We've moved a lot of higher earners on, plus transfer fees aren't paid in one lump. Most will be spread over the duration of the contract to minimise the cost for PSR purposes. I believe it's called "The Chelsea Method".
No doubt they're expecting a significantly enhanced commercial income based on the Snoop/Modric stuff, and I wouldn't rule out another similar announcement or two over the coming season. Imagine getting a US sporting superstar name on board?
We're still going to need ongoing financial subsidy regardless of this though, hopefully with a chunk of that going towards reinstating Cat 1 Academy status.
Just a point that I’m sure I’ve made before.
It makes zero difference for PSR when you pay a transfer fee. All in one go, spread over 10 years, paid in food stamps, no difference.
When you buy a player, the transfer fee plus associated costs (agents etc) are capitalised (put on the balance sheet) and then amortised over the length of the contract (i.e. charged to the profit and loss account in equal instalments). 3 year contract - spread over 36 months, 4 year over 48 months etc etc. even if it’s all paid in cash day one same applies.
At any given time, what we have left on the balance sheet (the original capitalised costs less any amortisation to date) is called the player book value. Over the contract length the total cost will move from the balance sheet to the profit and loss account to leave nothing on the balance sheet at the end of the contract (as the player is no longer our asset). If a player signs an extension, the remaining value left on the balance sheet is then spread over the new contract remaining length.
We are not short of cash, we are short of allowed losses (£41.5m over three years is allowed on a rolling basis). So this season is year three (this one plus last two years), year two (last year, this year and next year), and year one (this year and the next two years) of calculations.
Losses are income less costs (if you have more income than costs it’s a profit but we don’t have that). Balance sheet and cash flow is ignored.
You take the loss and add back stuff that is excluded for PSR (academy, women’s team, community activities, spending on various types of infrastructure etc etc.)
You also add on that player transfer profits (what we sell them for less what their remaining book value is, again irrespective of what the payment plan is) and deduct player losses (selling a player for less than their value in the books).
So it’s a balance of increasing income (which we are trying to do through commercial activities as well as merchandise and match day), and reducing costs.
This summer we’ve lost a few high cost players (Allen, Naughton, Pederson, Darling etc) who were at the end of their contracts, so we have no loss on them, just a large reduction in monthly costs.
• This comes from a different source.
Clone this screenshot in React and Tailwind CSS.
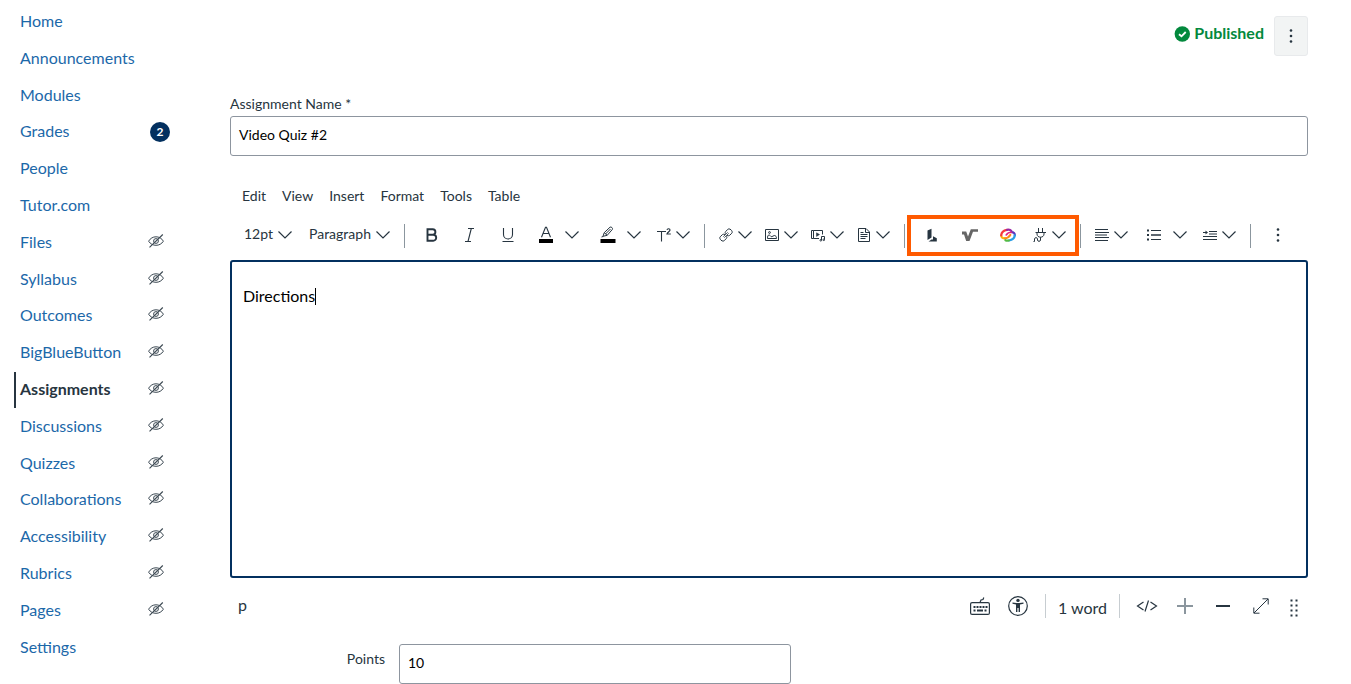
import React from 'react'
import clsx from 'clsx'

const courseLinks = [
  { label: 'Home' },
  { label: 'Announcements' },
  { label: 'Modules' },
  { label: 'Grades', badge: 2 },
  { label: 'People' },
  { label: 'Tutor.com' },
  { label: 'Files', hidden: true },
  { label: 'Syllabus', hidden: true },
  { label: 'Outcomes', hidden: true },
  { label: 'BigBlueButton', hidden: true },
  { label: 'Assignments', hidden: true, active: true },
  { label: 'Discussions', hidden: true },
  { label: 'Quizzes', hidden: true },
  { label: 'Collaborations', hidden: true },
  { label: 'Accessibility', hidden: true },
  { label: 'Rubrics', hidden: true },
  { label: 'Pages', hidden: true },
  { label: 'Settings' },
]

const menus = ['Edit', 'View', 'Insert', 'Format', 'Tools', 'Table']

function Icon({ w = 14, h = 14, className, children }) {
  return (
    <svg
      width={w}
      height={h}
      viewBox={`0 0 ${w} ${h}`}
      fill="none"
      stroke="currentColor"
      className={clsx('shrink-0', className)}
    >
      {children}
    </svg>
  )
}

function Chevron() {
  return (
    <Icon h={8}>
      <path d="M0.5 0.5L7 7L13.5 0.5" strokeWidth="1.2" />
    </Icon>
  )
}

function HiddenIcon() {
  return (
    <Icon w={16} h={14}>
      <path d="M0.6 7.2C2.4 4.2 5 2.8 8 2.8s5.6 1.4 7.4 4.4C13.6 10 11 11.3 8 11.3S2.4 10 0.6 7.2Z" />
      <circle cx="8" cy="7" r="2.4" />
      <path d="M1.5 13.4L14.8 0.5" strokeWidth="1.1" />
    </Icon>
  )
}

function Kebab({ h = 14 }) {
  return (
    <Icon w={4} h={h}>
      <g fill="currentColor" stroke="none">
        <circle cx="2" cy={h / 2 - 5.5} r="1.3" />
        <circle cx="2" cy={h / 2} r="1.3" />
        <circle cx="2" cy={h / 2 + 5.5} r="1.3" />
      </g>
    </Icon>
  )
}

function Divider({ className }) {
  return <div className={clsx('h-6 w-px shrink-0', className)} />
}

function MenuButton({ className, children }) {
  return (
    <button className={clsx('flex shrink-0 items-center gap-[5px]', className)}>
      {children}
      <Chevron />
    </button>
  )
}

function Tool({ children }) {
  return <button className="flex w-[38px] shrink-0 items-center justify-center">{children}</button>
}

function CourseNav() {
  return (
    <nav className="w-[230px] shrink-0 pt-[3.6px] pl-3.5">
      {courseLinks.map((link) => (
        <a
          key={link.label}
          className={clsx(
            'flex h-[36.8px] w-[156px] items-center justify-between text-base',
            link.active
              ? 'border-l-2 border-[#273540] pl-1 font-bold text-[#273540]'
              : 'pl-1.5 text-[#1c68a9]'
          )}
        >
          <span className="pb-0.5">{link.label}</span>
          {link.badge && (
            <span className="flex size-5 items-center justify-center rounded-full bg-[#03305f] pb-px text-xs font-bold text-white">
              {link.badge}
            </span>
          )}
          {link.hidden && (
            <span className="mr-1.5 pb-1 text-[#3b4852]">
              <HiddenIcon />
            </span>
          )}
        </a>
      ))}
    </nav>
  )
}

function Toolbar() {
  return (
    <div className="mt-2 flex h-10 items-center">
      <button className="ml-3.5 flex w-12 items-center justify-between text-sm">
        <span className="pb-0.5">12pt</span>
        <Chevron />
      </button>
      <button className="ml-[17px] flex w-[81px] items-center justify-between text-sm">
        <span className="pb-0.5">Paragraph</span>
        <Chevron />
      </button>
      <Divider className="mt-0.5 mr-2 ml-3.5 bg-[#8b969e]" />

      <Tool>
        <Icon>
          <path d="M2.5 1.3h5.2a2.7 2.7 0 0 1 0 5.4H2.5ZM2.5 6.7h5.7a3 3 0 0 1 0 6H2.5Z" strokeWidth="1.9" />
        </Icon>
      </Tool>
      <Tool>
        <Icon>
          <path d="M5 0.5h6M2 13.5h6M8.3 0.5L5 13.5" strokeWidth="1.1" />
        </Icon>
      </Tool>
      <Tool>
        <Icon>
          <path d="M2.5 0v6.5a4.5 4.5 0 0 0 9 0V0M1.5 13.5h11" strokeWidth="1.1" />
        </Icon>
      </Tool>
      <Tool>
        <Icon h={18}>
          <path d="M2.5 11.3L6.5 1.3h1L11.5 11.3M4 7.5h6" strokeWidth="1.1" />
          <path d="M0 13h14v4H0Z" fill="#000" stroke="none" />
        </Icon>
      </Tool>
      <Chevron />
      <div className="ml-2.5 flex items-center">
        <Tool>
          <Icon w={16} h={18}>
            <path d="M4.2 6.7L10 1.2c1-.9 3.3 1 2.3 2.3L7.2 9.3ZM4.2 6.7L3 10.3l4.2-1M5.5 8L10.5 3M3 10.5L1.5 11" />
            <path d="M0.5 13h15v4h-15Z" fill="#000" stroke="none" />
          </Icon>
        </Tool>
        <Chevron />
      </div>
      <MenuButton className="ml-4">
        <Icon>
          <path d="M0 3.5h9M4.5 3.5V13.5" strokeWidth="1.1" />
          <path d="M10 1.8c.3-1.5 3-1.4 3 0.2 0 1.3-2.4 2-3 4h3.8" strokeWidth="1.2" />
        </Icon>
      </MenuButton>
      <Divider className="mt-0.5 ml-3.5 bg-[#8b969e]" />

      <div className="ml-3.5 flex items-center gap-[13px]">
        <MenuButton>
          <Icon>
            <path d="M6 6.800C4.800 5.800 3.800 6.200 3 7L1.200 8.800c-1.600 1.600 1.900 5.600 4 3.900L7.300 10.500C8 9.800 8 9 7.500 8.200" />
            <path d="M8 7.200c1.200 1 2.200.6 3-.2l1.800-1.800c1.600-1.600-1.900-5.600-4-3.900L6.700 3.500C6 4.200 6 5 6.500 5.800" />
            <path d="M4.300 8.700l4.400-4.400M5.300 9.700l4.400-4.400" strokeWidth="0.8" />
          </Icon>
        </MenuButton>
        <MenuButton>
          <Icon>
            <path d="M0.5 1.5h13v11H0.5Z" />
            <path d="M2.5 10.5h9c0-2-.8-3-2.200-3-1.200 0-1.500 1.200-2.500 1.200C5.500 8.700 5.500 7 4 7 2.800 7 2.500 8.500 2.500 10.500Z" />
            <circle cx="4.5" cy="4.5" r="0.9" />
          </Icon>
        </MenuButton>
        <MenuButton>
          <Icon>
            <path d="M8 10.500h-5.500v-8h9v4M2.500 2.500h-2v8h2" />
            <path d="M5.500 4.800v3.600L8.500 6.500Z" fill="currentColor" strokeWidth="0.5" />
            <path d="M10.500 12V8.500h3v3" />
            <circle cx="9.800" cy="12.300" r="0.8" />
            <circle cx="12.800" cy="11.800" r="0.8" />
          </Icon>
        </MenuButton>
        <MenuButton>
          <Icon>
            <path d="M1.500 0.500h7.500L12.500 4v9.500h-11ZM8.500 0.500v4h4M3.500 4.500h3M3.500 6.500h7M3.500 8.500h7M3.500 10.500h5" />
          </Icon>
        </MenuButton>
      </div>
      <Divider className="mt-0.5 ml-3.5 bg-[#8b969e]" />

      {/* External apps */}
      <div className="ml-0.5 flex h-[41px] w-[172px] shrink-0 items-center self-start border-4 border-[#ff5a00] pb-px pl-0.5">
        <Tool>
          <Icon>
            <g fill="#273540" stroke="none">
              <path d="M2.500 2.500L6.500 0.800V9.500L2.500 12Z" />
              <path d="M3.500 13.400L7 11.200L8 11.800V8.300L11.800 10.200V13.500Z" />
            </g>
          </Icon>
        </Tool>
        <Tool>
          <Icon w={16}>
            <path d="M0 3.500h4.200L6 8.500L8.800 1.200H16V3.700H11L7.500 13H4.200L2 6.500H0Z" fill="#666" stroke="none" />
          </Icon>
        </Tool>
        <Tool>
          <Icon w={16}>
            <g strokeWidth="2.2" strokeLinecap="round">
              <path d="M5 10.300C2.600 10.300 1.100 9.200 1.200 7.300" stroke="#fbb40b" />
              <path d="M1.200 7.300C1.400 4.500 4 2.300 7 1.800" stroke="#f7373c" />
              <path d="M7 1.800c2-.3 3.600 0 4.300 1" stroke="#9829a5" />
              <path d="M5 10.300c2.500 0 4-1.300 5.300-3.300" stroke="#ff8a18" />
              <path d="M11.500 4.200c2.200 0 3.500 1.200 3.300 3.200" stroke="#5c35bb" />
              <path d="M14.800 7.400c-.3 2.600-2.900 4.600-5.800 5.100" stroke="#299ee5" />
              <path d="M9 12.500c-1.500.2-2.800.1-3.600-.3" stroke="#55bb45" />
              <path d="M6.200 7C7.300 5.200 9 4.200 11.500 4.200" stroke="#e6207e" strokeWidth="1.600" />
            </g>
          </Icon>
        </Tool>
        <MenuButton className="ml-1.5">
          <Icon>
            <path d="M5.500 0v4M9.500 0v4M2.500 4.500h10.500M4 4.500v1.500c0 2 1.500 3.200 3.500 3.200S11 8 11 6V4.500M7.500 9.200V12c0 1.800-3 1.800-3 0v-1.200c0-1.500-3-1.500-3 0v2.700H0.500" />
          </Icon>
        </MenuButton>
      </div>
      <Divider className="mt-0.5 ml-px bg-[#8b969e]" />

      <MenuButton className="ml-3.5">
        <Icon>
          <path d="M0 1.500h13M0 4.500h14M0 7h12M0 9.500h14M0 12.500h13" />
        </Icon>
      </MenuButton>
      <button className="ml-[19px] flex shrink-0 items-center gap-3">
        <Icon>
          <path d="M4 2.500h10M4 11.500h10" />
          <path d="M4 7h10" strokeWidth="1.5" />
          <path d="M0 2.500h2M0 7h2M0 11.500h2" strokeWidth="2" />
        </Icon>
        <Chevron />
      </button>
      <MenuButton className="ml-4">
        <Icon>
          <path d="M6 3.500h8M6 6h8M0 8.500h14M0 11.500h14M0 4.500h4" />
          <path d="M2.500 2.500L5 4.500L2.500 6.500Z" fill="currentColor" stroke="none" />
        </Icon>
      </MenuButton>
      <Divider className="mt-0.5 mr-[25px] ml-3.5 bg-[#8b969e]" />
      <Kebab />
    </div>
  )
}

function StatusBar() {
  return (
    <div className="flex h-14 items-center">
      <span className="ml-2 w-[732px] pb-0.5 text-base">p</span>
      <Icon w={20} h={20}>
        <rect x="0.6" y="6.6" width="18.8" height="11.8" rx="1.5" strokeWidth="1.2" />
        <path d="M10 6.5L11 4L13 3.5L13.8 1.5" strokeWidth="1.2" />
        <path d="M3.5 11h2m1 0h2m1 0h2m1 0h2m1 0h2M3.5 14.5h2m1.5 0h6m1.5 0h2" strokeWidth="2" />
      </Icon>
      <Icon w={20} h={20} className="ml-[18px]">
        <circle cx="10" cy="10" r="9.3" strokeWidth="1.2" />
        <circle cx="10" cy="4.4" r="1.7" fill="currentColor" stroke="none" />
        <path d="M4.5 6.5l4 .6h3l4-.6v1.3l-3.5.8V16h-1.4v-4H9.4v4H8V8.600l-3.500-.8Z" fill="currentColor" stroke="none" />
      </Icon>
      <Divider className="ml-[17px] bg-[#c7cdd1]" />
      <span className="ml-3 w-[49px] pt-1 text-base whitespace-nowrap">1 word</span>
      <Divider className="ml-3 bg-[#c7cdd1]" />
      <Icon w={22} h={12} className="ml-4">
        <path d="M7.5 2L1.5 6L7.5 10M14.5 2L20.5 6L14.5 10M12.5 0.5L9 11.5" strokeWidth="1.2" />
      </Icon>
      <Icon w={16} h={16} className="ml-[19px] text-[#8b969e]">
        <path d="M0 8h16M8 0v16" strokeWidth="2" />
      </Icon>
      <Icon h={16} className="ml-[23px]">
        <path d="M0 8h14" strokeWidth="2" />
      </Icon>
      <Icon w={16} h={16} className="ml-[23px]">
        <path d="M1 15L15 1M9.5 0.8h5.700v5.700M0.800 9.500v5.700h5.700" />
      </Icon>
      <Icon w={8} h={18} className="mt-1 ml-[21px]">
        <path d="M1.5 0.5v17M6.5 0.5v17" strokeWidth="2" strokeDasharray="2 3" />
      </Icon>
    </div>
  )
}

export default function App() {
  return (
    <div className="flex h-[684px] w-[1351px] overflow-hidden bg-white font-['Lato',sans-serif] text-[#273540]">
      <CourseNav />

      <main className="w-[1078px] shrink-0 pt-4">
        <header className="flex h-10 justify-end gap-2.5">
          <div className="flex h-9 items-center gap-1 text-base font-bold text-[#03893d]">
            <Icon w={16} h={16}>
              <circle cx="8.3" cy="8" r="7.7" fill="currentColor" stroke="none" />
              <path d="M5 8.2L7.5 10.3L11.7 6" stroke="#fff" strokeWidth="1.8" />
            </Icon>
            <span className="pb-[3px]">Published</span>
          </div>
          <button className="flex h-10 w-[34px] items-center justify-center rounded-[3px] border border-[#e8eaec] bg-[#f2f4f4]">
            <Kebab h={16} />
          </button>
        </header>

        <div className="mt-[38px] text-sm">
          <label className="block h-[22px] leading-5">Assignment Name *</label>
          <div className="flex h-10 items-center rounded-[3px] border border-[#8d959f] px-2 pb-0.5 text-black">
            Video Quiz #2
          </div>
        </div>

        <div className="mt-[29px] flex h-[22px] items-center gap-4 pl-3 text-sm">
          {menus.map((menu) => (
            <span key={menu}>{menu}</span>
          ))}
        </div>
        <Toolbar />

        <div className="mt-[5px] flex h-[318px] items-start rounded-[3px] border-2 border-[#03305f] px-[11px] pt-[22px] text-base text-black">
          Directions
          <span className="mt-1 h-[17px] w-px bg-black" />
        </div>
        <StatusBar />

        <div className="mt-[10px] flex text-sm">
          <label className="w-[155px] pt-[5px] text-right">Points</label>
          <div className="ml-3.5 flex h-10 w-[392px] items-center rounded-[3px] border border-[#8d959f] px-2 pb-0.5 text-black">
            10
          </div>
        </div>
      </main>
    </div>
  )
}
We’ve also sold Grimes (the profit on that will be his sales price less what his remaining book value was - it will not mean we have a profit of £4m or whatever the fee was) which will have been taken in last year’s PSR calculation, but this year we don’t have his salary which was relatively high.
Also we’ve just extended the contracts of both Key and Tymon (as above, their remaining book value will now be spread over a longer period than previously which reduces our PSR losses).
Loans are either an income or a reduction in our costs, even if it’s a small amount it builds up, so the players we have on loan help us. Loans we take in, reverse applies.
When you also take costs savings into account (one of the reductions will be not paying Coleman and his mate btw) and all the above, I can see how we are managing within PSR.
By next year we will hope to have significant additional income which will put us into a different place.